Makhar exploite soixante-quinze hectares. Les Allemands ne sont pas les seuls à y travailler. On y trouve des ressortissants de pays d’Europe centrale et orientale ainsi que quelques Français. L’âge moyen se situe entre dix-huit et vingt ans. Ces jeunes sont généralement issus de milieux bourgeois et cultivés. Ils passent six mois aux travaux agricoles, travail de la terre et élevage, tout en suivant une instruction d’autodéfense (sans armes) et une initiation à l’hébreu. Il s’agit de les préparer à la vie en Palestine, alors sous mandat britannique. Ces jeunes sont plutôt bien acceptés, ce qui n’exclut pas des attitudes de rejet, expression d’un malaise face à des cultures fort différentes. Des témoins interrogés se souviennent du désagrément que causait la vue de femmes travaillant en short. Et femmes et hommes partageaient les mêmes dortoirs ! Ce détail peut sembler ridicule mais n’oublions pas que nous sommes dans les années 1930 et que dans les années 1960 la mixité dans les chambres universitaires (voir en particulier la Cité universitaire de Nanterre) a été une exigence qui servira en quelque sorte de détonateur à Mai 68. Certains Corréziens (probablement peu nombreux, on n’est guère calotin dans le Limousin) s’indignent de voir ces jeunes se reposer le samedi et travailler le dimanche. Mais, surtout, l’exploitation fonctionne bien et vend ses excédents au marché de Brive-la-Gaillarde, ce qui crée des jalousies – ce qui en aurait créées partout ailleurs et à toutes les époques.

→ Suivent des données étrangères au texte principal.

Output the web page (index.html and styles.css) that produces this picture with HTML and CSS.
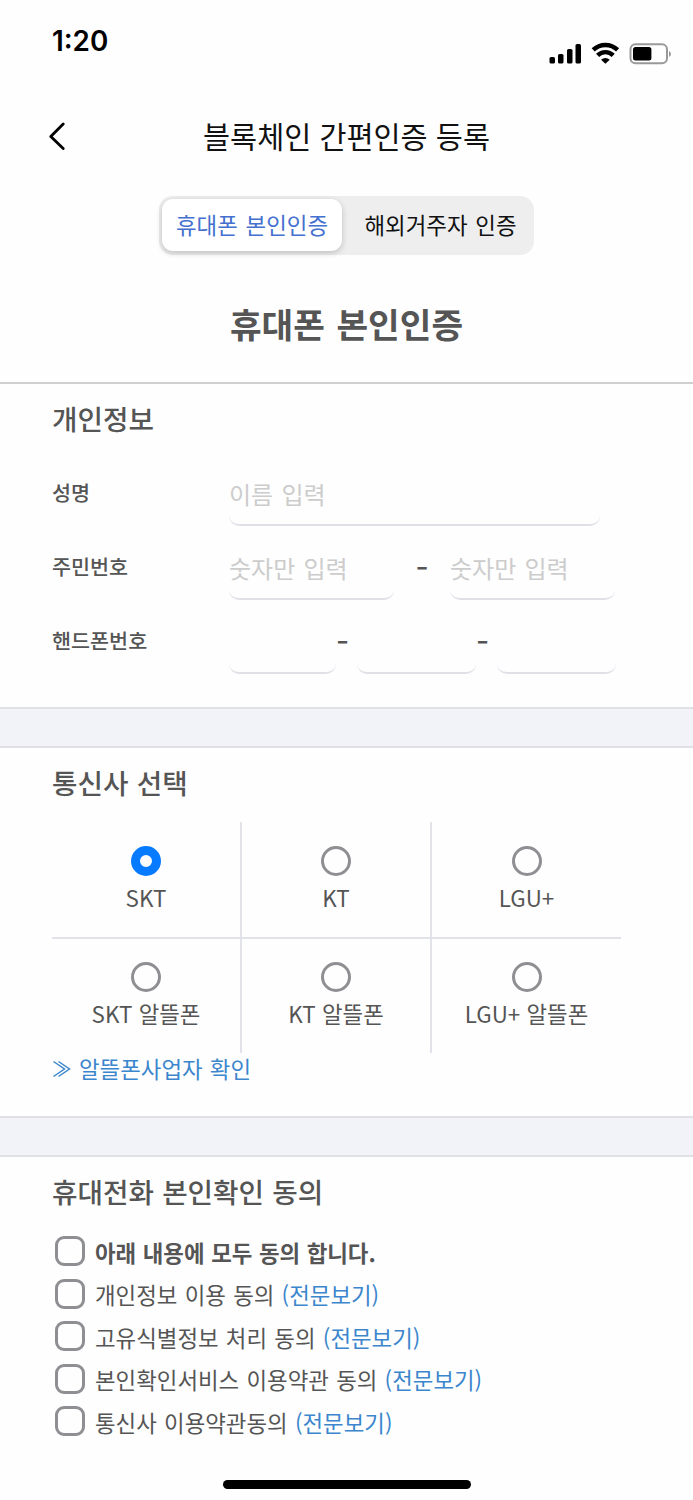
FILE: index.html
```
<!DOCTYPE html>
<html lang="ko">
<head>
    <meta charset="UTF-8" />
    <meta name="viewport" content="width=device-width, initial-scale=1.0" />
    <title>블록체인 간편인증 등록</title>
    <link rel="stylesheet" href="styles.css">
</head>
<body>
    <div class="status-bar">
        <span class="time">1:20</span>
        <svg class="status-icons" width="124" height="24" viewBox="0 0 124 24">
            <rect x="1.5" y="15" width="5.5" height="6.5" rx="1.6" />
            <rect x="10" y="12" width="5.5" height="9.5" rx="1.6" />
            <rect x="19" y="7" width="5.5" height="14.5" rx="1.6" />
            <rect x="27.5" y="2" width="5.5" height="19.5" rx="1.6" />
            <g fill="none" stroke="#000" stroke-width="4.4">
                <path d="M45.2 7.9a17.5 17.5 0 0 1 24.4 0" />
                <path d="M49.6 13.4a11 11 0 0 1 15.6 0" />
            </g>
            <path d="M57.4 21.8l-4.3-4.1a6 6 0 0 1 8.6 0z" />
            <rect x="82.5" y="2.3" width="36.5" height="19" rx="5" fill="#fff" stroke="#999" stroke-width="2" />
            <rect x="85" y="5" width="18.4" height="13.6" rx="2.5" />
            <path d="M121 9v6q2-1 2-3t-2-3z" fill="#999" />
        </svg>
    </div>

    <header class="nav-bar">
        <svg class="back" width="18" height="28" viewBox="0 0 18 28">
            <path d="M15.2 2L2.8 14.5l12.4 12" fill="none" stroke="#000" stroke-width="2.8" stroke-linecap="round" stroke-linejoin="round" />
        </svg>
        <h1>블록체인 간편인증 등록</h1>
    </header>

    <div class="tabs">
        <button type="button" class="tab active">휴대폰 본인인증</button>
        <button type="button" class="tab">해외거주자 인증</button>
    </div>

    <h2 class="page-title">휴대폰 본인인증</h2>

    <form id="authForm">
        <section class="personal">
            <h3>개인정보</h3>
            <div class="form-row">
                <label for="name">성명</label>
                <input type="text" id="name" class="name" placeholder="이름 입력" />
            </div>
            <div class="form-row">
                <label for="idFront">주민번호</label>
                <input type="text" id="idFront" class="id-number" placeholder="숫자만 입력" />
                <span class="dash wide">-</span>
                <input type="text" id="idBack" class="id-number" placeholder="숫자만 입력" />
            </div>
            <div class="form-row">
                <label for="phone1">핸드폰번호</label>
                <input type="text" id="phone1" class="phone-first" />
                <span class="dash">-</span>
                <input type="text" id="phone2" class="phone" />
                <span class="dash">-</span>
                <input type="text" id="phone3" class="phone" />
            </div>
        </section>

        <div class="divider"></div>

        <section class="carrier">
            <h3>통신사 선택</h3>
            <div class="carrier-grid">
                <label><input type="radio" name="carrier" checked /><span>SKT</span></label>
                <label><input type="radio" name="carrier" /><span>KT</span></label>
                <label><input type="radio" name="carrier" /><span>LGU+</span></label>
                <label><input type="radio" name="carrier" /><span>SKT 알뜰폰</span></label>
                <label><input type="radio" name="carrier" /><span>KT 알뜰폰</span></label>
                <label><input type="radio" name="carrier" /><span>LGU+ 알뜰폰</span></label>
            </div>
            <a class="mvno-link" href="#">
                <svg width="19" height="18" viewBox="0 0 19 18">
                    <path d="M1.5 1.5L12.5 9l-11 7.5M6.5 1.5L17.5 9l-11 7.5" fill="none" stroke="#3b86cd" stroke-width="1.5" />
                </svg>
                <span>알뜰폰사업자 확인</span>
            </a>
        </section>

        <div class="divider"></div>

        <section class="agree">
            <h3>휴대전화 본인확인 동의</h3>
            <div class="check-row all">
                <input type="checkbox" id="agreeAll" />
                <label for="agreeAll">아래 내용에 모두 동의 합니다.</label>
            </div>
            <div class="check-row">
                <input type="checkbox" id="agree1" />
                <label for="agree1">개인정보 이용 동의 <a href="#">(전문보기)</a></label>
            </div>
            <div class="check-row">
                <input type="checkbox" id="agree2" />
                <label for="agree2">고유식별정보 처리 동의 <a href="#">(전문보기)</a></label>
            </div>
            <div class="check-row">
                <input type="checkbox" id="agree3" />
                <label for="agree3">본인확인서비스 이용약관 동의 <a href="#">(전문보기)</a></label>
            </div>
            <div class="check-row">
                <input type="checkbox" id="agree4" />
                <label for="agree4">통신사 이용약관동의 <a href="#">(전문보기)</a></label>
            </div>
        </section>
    </form>

    <div class="home-indicator"></div>
</body>
</html>
```
FILE: styles.css
```
* {
    box-sizing: border-box;
}
body {
    margin: 0;
    height: 1500px;
    display: flex;
    flex-direction: column;
    overflow: hidden;
    background-color: #fefefe;
    color: #555;
    font-family: "Noto Sans CJK KR", sans-serif;
    font-size: 22.4px;
}
h1, h2, h3 {
    margin: 0;
}
a {
    color: #3b86cd;
    text-decoration: none;
}
input {
    appearance: none;
    margin: 0;
    padding: 0;
    font-family: inherit;
}

/* top bars */
.status-bar {
    height: 96px;
    padding: 24px 21px 0 52px;
    display: flex;
    justify-content: space-between;
    color: #000;
}
.time {
    font: 600 27.8px/35px Inter, sans-serif;
}
.status-icons {
    margin-top: 18px;
}
.nav-bar {
    height: 80px;
    padding: 0 48px;
    display: grid;
    grid-template-columns: 18px 1fr 18px;
    align-items: center;
    color: #111;
}
.nav-bar h1 {
    padding-bottom: 2px;
    font-size: 29.4px;
    font-weight: 400;
    line-height: 40px;
    text-align: center;
}
.tabs {
    width: 375px;
    height: 59px;
    margin: 20px 0 0 159px;
    padding: 3px;
    display: flex;
    border-radius: 14px;
    background-color: #eee;
}
.tab {
    flex: 1;
    border: none;
    border-radius: 11px;
    padding: 0 0 4px 8px;
    background: none;
    color: #111;
    font-family: inherit;
    font-size: 22.4px;
    word-spacing: 1.5px;
}
.tab.active {
    flex: 0 0 180px;
    height: 52px;
    padding: 0 0 3px;
    background-color: #fff;
    color: #4470cf;
    box-shadow: 0 2px 6px rgba(0,0,0,0.2);
}
.page-title {
    height: 129px;
    padding-top: 43px;
    border-bottom: 2px solid #d0d0d0;
    font-size: 34.4px;
    font-weight: 700;
    line-height: 50px;
    text-align: center;
    word-spacing: 2px;
}

section {
    padding: 0 52px;
}
h3 {
    font-size: 27.7px;
    font-weight: 500;
    line-height: 40px;
    word-spacing: 0.5px;
}

/* personal info */
.personal {
    height: 323px;
    padding-top: 14px;
}
.personal h3 {
    margin-bottom: 31px;
}
.form-row {
    height: 74px;
    display: flex;
    align-items: flex-start;
}
.form-row label {
    width: 177px;
    padding-top: 7px;
    font-size: 20.7px;
    font-weight: 500;
    line-height: 32px;
}
.form-row input {
    height: 57px;
    border: none;
    border-bottom: 2px solid #e0e0e8;
    border-radius: 10px;
    background: none;
    color: #555;
    font-size: 24px;
    padding-bottom: 7px;
    word-spacing: 1.5px;
}
.form-row input::placeholder {
    color: #ccc;
}
.form-row .name {
    width: 371px;
}
.form-row .id-number {
    width: 165px;
}
.form-row .phone-first {
    width: 107px;
}
.form-row .phone {
    width: 119px;
}
.dash {
    width: 21px;
    padding-right: 8px;
    display: flex;
    justify-content: center;
    font-size: 36px;
    font-weight: 400;
    line-height: 46px;
}
.dash.wide {
    width: 56px;
    padding-right: 0;
}

.divider {
    height: 41px;
    border-top: 2px solid #e0e0e5;
    border-bottom: 2px solid #e0e0e5;
    background-color: #f2f3f8;
}

/* carrier */
.carrier {
    height: 368px;
    padding-top: 14px;
}
.carrier-grid {
    width: 569px;
    margin-top: 20px;
    display: grid;
    grid-template-columns: 190px 190px 189px;
    grid-template-rows: 117px 114px;
}
.carrier-grid label {
    display: flex;
    flex-direction: column;
    align-items: center;
    padding-top: 24px;
    border-right: 2px solid #e2e2ea;
}
.carrier-grid label:nth-child(3n) {
    border-right: none;
}
.carrier-grid label:nth-child(-n+3) {
    border-bottom: 2px solid #e2e2ea;
}
.carrier-grid label:nth-child(n+4) {
    padding-top: 23px;
}
.carrier-grid span {
    margin-top: 5px;
    line-height: 32px;
}
.carrier-grid input {
    width: 30px;
    height: 30px;
    border: 3px solid #8e8e93;
    border-radius: 50%;
}
.carrier-grid input:checked {
    border: 9px solid #067bff;
}
.mvno-link {
    display: flex;
    align-items: center;
    gap: 8px;
    line-height: 30px;
    word-spacing: 1px;
}
.mvno-link span {
    padding-bottom: 2px;
}

/* agreement */
.agree {
    height: 317px;
    padding-top: 14px;
}
.agree h3 {
    margin-bottom: 19px;
}
.check-row {
    height: 42.5px;
    padding-left: 3px;
    display: flex;
    align-items: center;
}
.check-row input {
    width: 30px;
    height: 30px;
    margin-right: 10px;
    border: 3px solid #8e8e93;
    border-radius: 9px;
}
.check-row label {
    padding-top: 1px;
    line-height: 32px;
    word-spacing: 1px;
}
.check-row.all label {
    word-spacing: 0.3px;
    font-weight: 700;
}

.home-indicator {
    width: 248px;
    height: 9px;
    margin: 6px 0 0 223px;
    border-radius: 5px;
    background-color: #000;
}
```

Mais les ennuis vont venir de l’administration qui multiplie les tracasseries. Au printemps 1935, suite à une campagne de presse antisémite dont prend prétexte le préfet Roger Dutruch, alors sous-préfet de Corrèze (il sera fusillé le 28 septembre 1944, alors qu’il était préfet de la Lozère, pour avoir dénoncé des Français membres d’un maquis aux Allemands), une injonction de fermeture est prononcée. Les occupants du kibboutz Makhar émigrent en Palestine, au kibboutz Ayelet-Hashahar.
Un très intéressant reportage sur i24News intitulé « Un kibboutz en Corrèze », avec retour sur les lieux. On y évoque les nombreux mariages blancs mais légaux à partir des archives de la mairie ; la législation britannique en matière d’immigration n’acceptait que les couples mariés officiellement et disposant de documents le prouvant :
https://www.youtube.com/watch?v=nyjH46zvtXg
Un excellent documentaire intitulé « Nazareth, terre promise en Corrèze » (durée 55 mn) de Jean-Michel Vaguelsy a été diffusé sur France 3 avec le soutien de la Fondation pour la Mémoire de la Shoah, un documentaire tourné en France et en Israël. Ci-joint un extrait :
http://www.fondationshoah.org/culture-juive/nazareth-terre-promise-en-correze-jean-michel-vaguelsy
Je me permets de signaler l’association Mémoire juive en Limousin qui s’efforce de témoigner de la présence juive en Limousin, une présence discrète mais multiséculaire dans une région qui fut une terre d’accueil et un refuge pour de nombreux Juifs au cours de la Deuxième Guerre mondiale, notamment pour des Juifs d’Alsace réfugiés dès 1939 mais aussi pour des Juifs étrangers. Déjà, avant la guerre, des Juifs, notamment allemands et autrichiens, fuyant la montée du nazisme, vinrent se réfugier dans cette région de moyenne montagne relativement isolée, peu peuplée et où il était plus facile de trouver un refuge relativement sûr que dans bien d’autres régions. Parmi ces réfugiés d’avant la guerre, les membres de ce kibboutz installé à Jugeals-Nazareth dont l’Association France-Israël Limousin (fondée par un Juste parmi les nations, le Pr. Joseph de Léobardie, et basée à Limoges) est dépositaire de la mémoire. Ci-joint, un lien du Comité Français pour Yad Vashem sur le Pr. Joseph de Léobardie :
https://yadvashem-france.org/les-justes-parmi-les-nations/les-justes-de-france/dossier-1823/
Parmi ces réfugiés, deux personnalités passionnantes, le grand rabbin Abraham Deutsch – je vous invite à lire « Mémoires du grand rabbin Deutsch. Limoges 1939-1945 » de Pascal Plas et Simon Schwarzfuchs – et le rabbin David Feuerwerker qui fonda une synagogue à Brive-la-Gaillarde.
Les traces de ce kibboutz en Corrèze, à Jugeals-Nazareth, sont discrètes. Il est question de créer un musée sur son emplacement. Le 5 juin 2016, une rue de Jugeals-Nazareth a été nommée « Passage du Kibboutz Makhar ».
La plupart des membres de ce kibboutz corrézien ont émigré en Palestine, plus précisément au kibboutz Ayelet-Hashahar, en Galilée, entre Safed et Kiryat Schmona, à très peu de distance des Hauteurs du Golan. Le kibboutz Ayelet-Hashahar n’a pas oublié ce village de Corrèze. C’est aujourd’hui une importante entreprise agricole et touristique. Situé près de la ligne d’armistice avec la Syrie, ce kibboutz avait été créé sur des terres achetées en 1892 par la Jewish Colonization Association (I.C.A.). Les premiers pionniers s’y installeront en 1915. Des enfants et petits-enfants de membres du kibboutz corrézien de Jugeals-Nazareth vivent encore à Ayelet-Hashahar.